Wie der Tiktok-Boom Facebook und Google zur Veränderung zwingt

Von: Christof Kerkmann, Larissa Holzki, Stephan Scheuer

Der Meta-Konzern setzt auf eine „Entdeckungsmaschine“, um den Erfolg der Video-App zu kopieren. Tiktok führt die Konkurrenz vor – auch, weil sich das Nutzerverhalten ändert.

Die Video-App gewinnt an Popularität. Reuters

Tiktok-Logo am Strand

Die Video-App gewinnt an Popularität.

Düsseldorf, San Francisco Bei Facebook steht eine kleine Revolution an: Im Newsfeed, dem zentralen Element der Plattform, sollen Nutzer künftig zahlreiche Beiträge angezeigt bekommen, die nicht aus ihrem eigenen Netzwerk stammen. Stattdessen soll ein Algorithmus Texte, Gruppenbeiträge, Fotos und Videos identifizieren, die aufgrund der eigenen Nutzungsgewohnheiten vermutlich von Interesse sind – unabhängig davon, wer sie veröffentlicht hat.

Diese Veränderungen, über die das Technologieportal „The Verge“ zuerst berichtet hat, geschehen nicht freiwillig. Betreiberkonzern Meta reagiert damit auf den enormen Erfolg von Tiktok. Die App des chinesischen Eigentümers Bytedance fesselt weltweit fast 1,6 Milliarden Nutzer regelmäßig an die Smartphone-Bildschirme – mit Kurzvideos, die scheinbar perfekt für jeden Einzelnen ausgesucht werden.

Die neue Strategie von Meta, eine eigene „Entdeckungsmaschine“ zu bauen – wie es der Konzern nennt –, ist das sichtbarste Zeichen: Tiktok sorgt für einen großen Umbruch in der Social-Media-Welt. Eine Welt, in der die jeweiligen Algorithmen als Erfolgsgaranten gelten und wohlgehütete Geschäftsgeheimnisse sind.

Die Tiktok-App, die mit Karaoke, Tanzeinlagen und Comedy bekannt geworden ist, hat sich inzwischen auch außerhalb der jungen „Gen Z“ als Unterhaltungsmedium etabliert. Und damit vor allem als Wettbewerber zu den Meta-Netzwerken Facebook und Instagram sowie Googles Youtube, letztlich aber zu allen Angeboten, die um die Ressource Aufmerksamkeit buhlen.

Welche Bedeutung Tiktok hat, zeigt eine Auswertung des Marktforschers Sensor Tower, die dem Handelsblatt exklusiv vorliegt: Demnach verzeichnete der chinesische Entwickler in den ersten fünf Monaten dieses Jahres auf den Smartphone-Plattformen von Apple und Google rund 313 Millionen Downloads. Facebook und Instagram liegen mit 271 respektive 265 Millionen deutlich dahinter. Der Kampf um die Zukunft der Branche ist entbrannt.

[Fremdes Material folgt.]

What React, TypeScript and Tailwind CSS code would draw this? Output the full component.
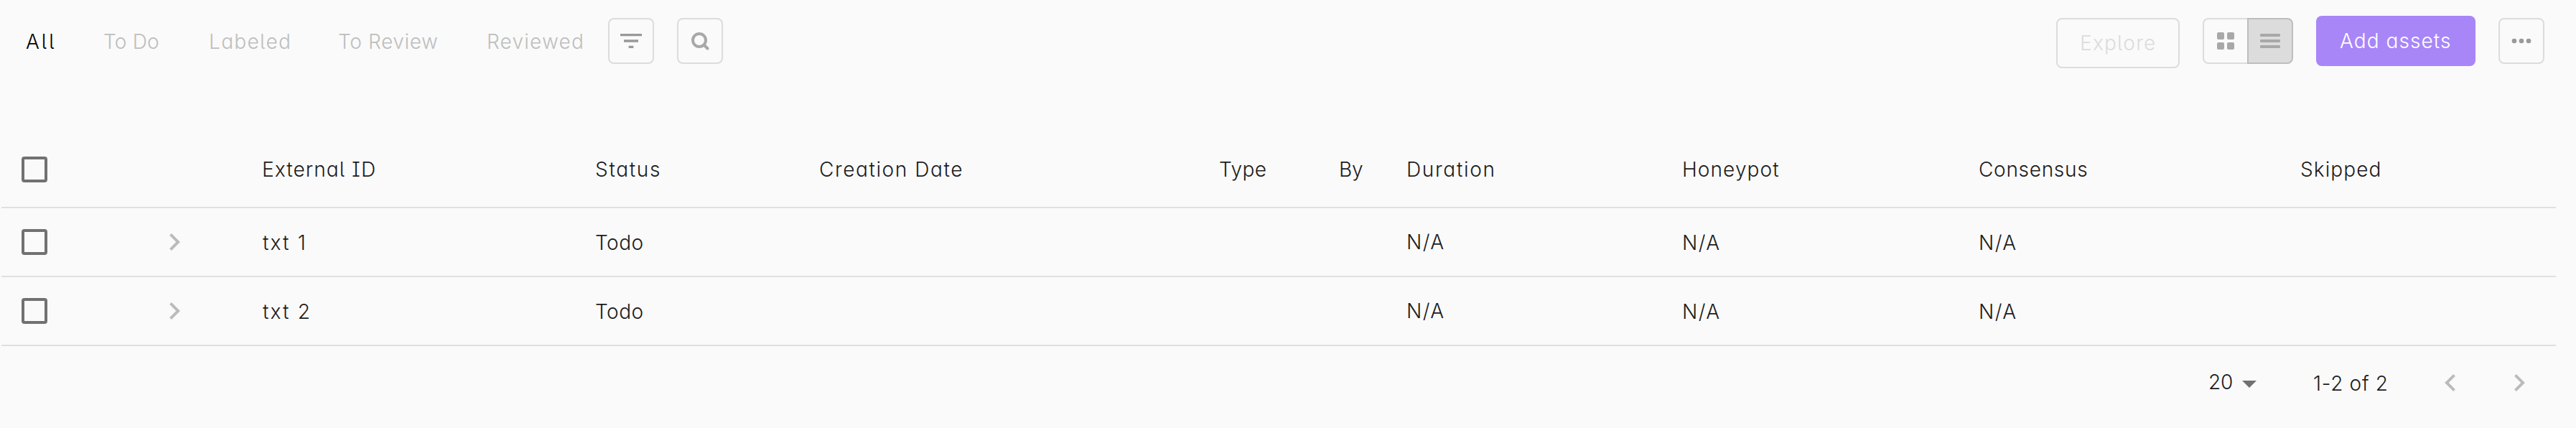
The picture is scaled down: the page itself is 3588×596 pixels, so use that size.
import type { ReactNode } from "react";

const tabs = [
  { label: "All", className: "w-[108px] tracking-[3px] text-black" },
  { label: "To Do", className: "w-[147px] tracking-[0.2px]" },
  { label: "Labeled", className: "w-[180px] tracking-[1.34px]" },
  { label: "To Review", className: "w-[207px] tracking-[0.63px]" },
  { label: "Reviewed", className: "w-[169px] tracking-[1.23px]" },
];

const rows = ["txt 1", "txt 2"];

const gridCols =
  "grid grid-cols-[206px_129px_464px_312px_557px_167px_94px_384px_413px_448px_1fr] items-center border-b-2 border-[#e0e0e0] pl-7";

function IconButton({ label, children }: { label: string; children: ReactNode }) {
  return (
    <button
      aria-label={label}
      className="mt-[25px] flex size-16 shrink-0 items-center justify-center rounded-lg border-2 border-[#dcdcdc]"
    >
      {children}
    </button>
  );
}

function Checkbox() {
  return <span role="checkbox" aria-checked="false" className="block size-9 rounded-[4px] border-4 border-[#717171]" />;
}

function ChevronRight() {
  return (
    <svg viewBox="8.59 6 7.41 12" className="h-6 w-[15px] shrink-0 fill-[#bbbbbb]">
      <path d="M10 6L8.59 7.41 13.17 12l-4.58 4.59L10 18l6-6z" />
    </svg>
  );
}

function ChevronLeft() {
  return (
    <svg viewBox="8 6 7.41 12" className="h-6 w-[15px] shrink-0 fill-[#bbbbbb]">
      <path d="M15.41 7.41L14 6l-6 6 6 6 1.41-1.41L10.83 12z" />
    </svg>
  );
}

function Toolbar() {
  return (
    <header className="flex h-[184px] items-start pr-11">
      <nav className="flex h-[116px] items-center pl-9 text-[#bebebe]">
        {tabs.map((tab) => (
          <a key={tab.label} className={`block whitespace-nowrap ${tab.className}`}>
            {tab.label}
          </a>
        ))}
      </nav>
      <div className="flex gap-8">
        <IconButton label="Filter">
          <svg viewBox="0 0 24 24" className="size-10 fill-[#999999]">
            <path d="M10 18h4v-2h-4v2zM3 6v2h18V6H3zm3 7h12v-2H6v2z" />
          </svg>
        </IconButton>
        <IconButton label="Search">
          <svg viewBox="0 0 26 26" className="size-[26px] fill-none stroke-[#a8a8a8] stroke-4">
            <circle cx="12" cy="12" r="9" />
            <path d="M18.5 18.5L23.5 23.5" strokeLinecap="round" />
          </svg>
        </IconButton>
      </div>
      <div className="ml-auto flex items-start gap-8">
        <button className="mt-[25px] flex h-[70px] w-[172px] items-center rounded-lg border-2 border-[#dcdcdc] pl-[31px] tracking-[1.24px] text-[#dcdcdc]">
          Explore
        </button>
        <div className="mt-[25px] flex h-16 w-[126px]">
          <button
            aria-label="Grid view"
            className="flex w-[62px] items-center justify-center rounded-l-lg border-2 border-r-0 border-[#dcdcdc]"
          >
            <svg viewBox="0 0 24 24" className="size-6 fill-[#a8a8a8]">
              <rect width="10" height="10" rx="2" />
              <rect x="14" width="10" height="10" rx="2" />
              <rect y="14" width="10" height="10" rx="2" />
              <rect x="14" y="14" width="10" height="10" rx="2" />
            </svg>
          </button>
          <button
            aria-label="List view"
            className="flex w-16 items-center justify-center rounded-r-lg border-2 border-[#bdbdbd] bg-[#dcdcdc]"
          >
            <svg viewBox="0 0 28 20" className="h-5 w-7 fill-[#a8a8a8]">
              <rect width="28" height="4" rx="1.2" />
              <rect y="8" width="28" height="4" rx="1.2" />
              <rect y="16" width="28" height="4" rx="1.2" />
            </svg>
          </button>
        </div>
        <button className="mt-[22px] flex h-[70px] w-[222px] items-center rounded-lg bg-[#a886f7] pl-[33px] tracking-[1.07px] whitespace-nowrap text-white">
          Add assets
        </button>
        <IconButton label="More">
          <svg viewBox="0 0 24 24" className="size-10 fill-[#999999]">
            <circle cx="6" cy="12" r="2" />
            <circle cx="12" cy="12" r="2" />
            <circle cx="18" cy="12" r="2" />
          </svg>
        </IconButton>
      </div>
    </header>
  );
}

export default function App() {
  return (
    <div className="h-[596px] w-full overflow-hidden bg-[#fafafa] font-['Inter',sans-serif] text-[28px] leading-10 font-[330] text-[#1c1c1c] [font-feature-settings:'cv11','cv08','cv05']">
      <Toolbar />
      <main className="ml-0.5 w-[3558px]">
        <div className={`h-[106px] whitespace-nowrap ${gridCols}`}>
          <Checkbox />
          <span />
          <span className="tracking-[1.1px]">External ID</span>
          <span className="tracking-[1.7px]">Status</span>
          <span className="tracking-[1.6px]">Creation Date</span>
          <span className="tracking-[0.4px]">Type</span>
          <span className="tracking-[-0.2px]">By</span>
          <span className="tracking-[1.7px]">Duration</span>
          <span className="tracking-[1.1px]">Honeypot</span>
          <span className="tracking-[0.7px]">Consensus</span>
          <span className="tracking-[1.1px]">Skipped</span>
        </div>
        {rows.map((name) => (
          <div key={name} className={`h-24 whitespace-nowrap ${gridCols}`}>
            <Checkbox />
            <ChevronRight />
            <span className="pt-0.5 pl-px tracking-[2.2px]">{name}</span>
            <span className="pt-0.5 tracking-[0.5px]">Todo</span>
            <span />
            <span />
            <span />
            <span className="tracking-[1.5px]">N/A</span>
            <span className="pt-0.5 tracking-[1.5px]">N/A</span>
            <span className="pt-0.5 tracking-[1.5px]">N/A</span>
            <span />
          </div>
        ))}
        <footer className="flex h-[102px] items-center justify-end pr-[43px]">
          <span className="w-[47px] pb-0.5 tracking-[-0.2px]">20</span>
          <svg viewBox="0 0 20 10" className="mt-1 h-2.5 w-5 shrink-0 fill-[#717171]">
            <path d="M0 0h20L10 10z" />
          </svg>
          <span className="ml-[79px] w-[183px] pt-0.5 tracking-[0.7px] whitespace-nowrap">1-2 of 2</span>
          <button aria-label="Previous page" className="flex">
            <ChevronLeft />
          </button>
          <button aria-label="Next page" className="ml-[82px] flex">
            <ChevronRight />
          </button>
        </footer>
      </main>
    </div>
  );
}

Ein Algorithmus, der süchtig macht

„Der Erfolg von Tiktok basiert auf unterschiedlichen Zutaten, die gemeinsam eine hohe Wirkung entfalten“, sagt der Social-Media-Berater Thomas Hutter. Zum einen ist da der Algorithmus, der die Rubrik „For You“ mit immer neuen Videos speist. dieser analysiert genau, welche Inhalte die Nutzer interessieren – und zwar anhand ihres tatsächlichen Sehverhaltens.

Welche Clips gucken sich Nutzer an und wie lange, welche überspringen sie? All das fließt in die Auswahl ein. Ob Karaokeauftritte oder Tanzeinlagen, Kochtipps oder Buchempfehlungen, Harry-Potter-Imitationen oder Videos zum Krieg in der Ukraine: Die Empfehlungen sind offenbar so treffsicher, dass sich viele Nutzer – nur halb im Scherz – als süchtig bezeichnen.

Grafik

Zum anderen habe Tiktok starke Instrumente für die Videobearbeitung sowie eine umfangreiche Musikkollektion, beobachtet Hutter: „Beides vereinfacht die Produktion und erlaubt unheimlich kreative Inhalte.“ Viele Trends, die heute das Internet beschäftigen oder amüsieren, gehen daher von der App aus, auch wenn sie später über Twitter, Facebook oder Instagram weiterverbreitet werden.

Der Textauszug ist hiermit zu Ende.